[Start]

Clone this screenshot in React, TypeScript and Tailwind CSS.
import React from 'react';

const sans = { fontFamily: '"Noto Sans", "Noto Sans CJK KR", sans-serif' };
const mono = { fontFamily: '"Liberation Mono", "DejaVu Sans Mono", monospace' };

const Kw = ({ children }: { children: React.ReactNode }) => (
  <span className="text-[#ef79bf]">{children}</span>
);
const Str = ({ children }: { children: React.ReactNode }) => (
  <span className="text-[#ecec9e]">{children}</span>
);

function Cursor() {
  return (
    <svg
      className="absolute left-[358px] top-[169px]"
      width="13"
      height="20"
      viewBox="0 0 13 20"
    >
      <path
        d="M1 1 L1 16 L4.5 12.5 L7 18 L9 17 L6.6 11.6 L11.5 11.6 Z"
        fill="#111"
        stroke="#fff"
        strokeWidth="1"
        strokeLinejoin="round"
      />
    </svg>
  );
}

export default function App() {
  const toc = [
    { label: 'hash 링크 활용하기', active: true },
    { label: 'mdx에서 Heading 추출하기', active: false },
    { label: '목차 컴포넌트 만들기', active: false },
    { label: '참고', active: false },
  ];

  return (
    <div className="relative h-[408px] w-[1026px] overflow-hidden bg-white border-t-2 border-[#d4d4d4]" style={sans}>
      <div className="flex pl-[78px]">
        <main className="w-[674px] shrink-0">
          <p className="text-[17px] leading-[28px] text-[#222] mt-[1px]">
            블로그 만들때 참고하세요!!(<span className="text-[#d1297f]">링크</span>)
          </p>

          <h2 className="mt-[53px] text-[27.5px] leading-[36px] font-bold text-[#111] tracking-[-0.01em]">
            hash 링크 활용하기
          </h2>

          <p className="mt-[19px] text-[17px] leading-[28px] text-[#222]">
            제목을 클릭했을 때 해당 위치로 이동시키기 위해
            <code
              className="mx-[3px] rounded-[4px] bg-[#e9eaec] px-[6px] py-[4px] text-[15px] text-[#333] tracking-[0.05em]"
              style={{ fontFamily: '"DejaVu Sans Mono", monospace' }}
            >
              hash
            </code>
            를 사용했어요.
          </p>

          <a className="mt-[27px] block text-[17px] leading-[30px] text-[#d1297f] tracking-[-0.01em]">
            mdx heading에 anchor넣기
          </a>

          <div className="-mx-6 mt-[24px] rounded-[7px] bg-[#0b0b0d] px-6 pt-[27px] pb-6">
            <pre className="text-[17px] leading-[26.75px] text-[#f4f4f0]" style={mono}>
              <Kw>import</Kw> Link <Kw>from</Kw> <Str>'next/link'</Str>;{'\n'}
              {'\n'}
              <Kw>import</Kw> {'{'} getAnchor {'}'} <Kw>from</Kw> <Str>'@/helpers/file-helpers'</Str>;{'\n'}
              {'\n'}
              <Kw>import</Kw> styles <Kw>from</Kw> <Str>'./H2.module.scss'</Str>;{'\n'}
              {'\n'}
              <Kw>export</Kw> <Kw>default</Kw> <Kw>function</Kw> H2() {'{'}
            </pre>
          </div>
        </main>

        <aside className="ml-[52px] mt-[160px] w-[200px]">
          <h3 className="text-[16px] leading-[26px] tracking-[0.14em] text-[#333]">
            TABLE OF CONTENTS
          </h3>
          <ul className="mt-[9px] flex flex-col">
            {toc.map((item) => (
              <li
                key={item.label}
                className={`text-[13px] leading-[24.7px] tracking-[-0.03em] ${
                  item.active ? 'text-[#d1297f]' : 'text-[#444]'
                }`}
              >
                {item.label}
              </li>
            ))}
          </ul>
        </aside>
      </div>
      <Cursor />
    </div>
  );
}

[End]

• _Task directions_: Copy all data exactly, start to finish.

• _Final answer_:
Clone this screenshot in React, TypeScript and Tailwind CSS.
import React from 'react';

const sans = { fontFamily: '"Noto Sans", "Noto Sans CJK KR", sans-serif' };
const mono = { fontFamily: '"Liberation Mono", "DejaVu Sans Mono", monospace' };

const Kw = ({ children }: { children: React.ReactNode }) => (
  <span className="text-[#ef79bf]">{children}</span>
);
const Str = ({ children }: { children: React.ReactNode }) => (
  <span className="text-[#ecec9e]">{children}</span>
);

function Cursor() {
  return (
    <svg
      className="absolute left-[358px] top-[169px]"
      width="13"
      height="20"
      viewBox="0 0 13 20"
    >
      <path
        d="M1 1 L1 16 L4.5 12.5 L7 18 L9 17 L6.6 11.6 L11.5 11.6 Z"
        fill="#111"
        stroke="#fff"
        strokeWidth="1"
        strokeLinejoin="round"
      />
    </svg>
  );
}

export default function App() {
  const toc = [
    { label: 'hash 링크 활용하기', active: true },
    { label: 'mdx에서 Heading 추출하기', active: false },
    { label: '목차 컴포넌트 만들기', active: false },
    { label: '참고', active: false },
  ];

  return (
    <div className="relative h-[408px] w-[1026px] overflow-hidden bg-white border-t-2 border-[#d4d4d4]" style={sans}>
      <div className="flex pl-[78px]">
        <main className="w-[674px] shrink-0">
          <p className="text-[17px] leading-[28px] text-[#222] mt-[1px]">
            블로그 만들때 참고하세요!!(<span className="text-[#d1297f]">링크</span>)
          </p>

          <h2 className="mt-[53px] text-[27.5px] leading-[36px] font-bold text-[#111] tracking-[-0.01em]">
            hash 링크 활용하기
          </h2>

          <p className="mt-[19px] text-[17px] leading-[28px] text-[#222]">
            제목을 클릭했을 때 해당 위치로 이동시키기 위해
            <code
              className="mx-[3px] rounded-[4px] bg-[#e9eaec] px-[6px] py-[4px] text-[15px] text-[#333] tracking-[0.05em]"
              style={{ fontFamily: '"DejaVu Sans Mono", monospace' }}
            >
              hash
            </code>
            를 사용했어요.
          </p>

          <a className="mt-[27px] block text-[17px] leading-[30px] text-[#d1297f] tracking-[-0.01em]">
            mdx heading에 anchor넣기
          </a>

          <div className="-mx-6 mt-[24px] rounded-[7px] bg-[#0b0b0d] px-6 pt-[27px] pb-6">
            <pre className="text-[17px] leading-[26.75px] text-[#f4f4f0]" style={mono}>
              <Kw>import</Kw> Link <Kw>from</Kw> <Str>'next/link'</Str>;{'\n'}
              {'\n'}
              <Kw>import</Kw> {'{'} getAnchor {'}'} <Kw>from</Kw> <Str>'@/helpers/file-helpers'</Str>;{'\n'}
              {'\n'}
              <Kw>import</Kw> styles <Kw>from</Kw> <Str>'./H2.module.scss'</Str>;{'\n'}
              {'\n'}
              <Kw>export</Kw> <Kw>default</Kw> <Kw>function</Kw> H2() {'{'}
            </pre>
          </div>
        </main>

        <aside className="ml-[52px] mt-[160px] w-[200px]">
          <h3 className="text-[16px] leading-[26px] tracking-[0.14em] text-[#333]">
            TABLE OF CONTENTS
          </h3>
          <ul className="mt-[9px] flex flex-col">
            {toc.map((item) => (
              <li
                key={item.label}
                className={`text-[13px] leading-[24.7px] tracking-[-0.03em] ${
                  item.active ? 'text-[#d1297f]' : 'text-[#444]'
                }`}
              >
                {item.label}
              </li>
            ))}
          </ul>
        </aside>
      </div>
      <Cursor />
    </div>
  );
}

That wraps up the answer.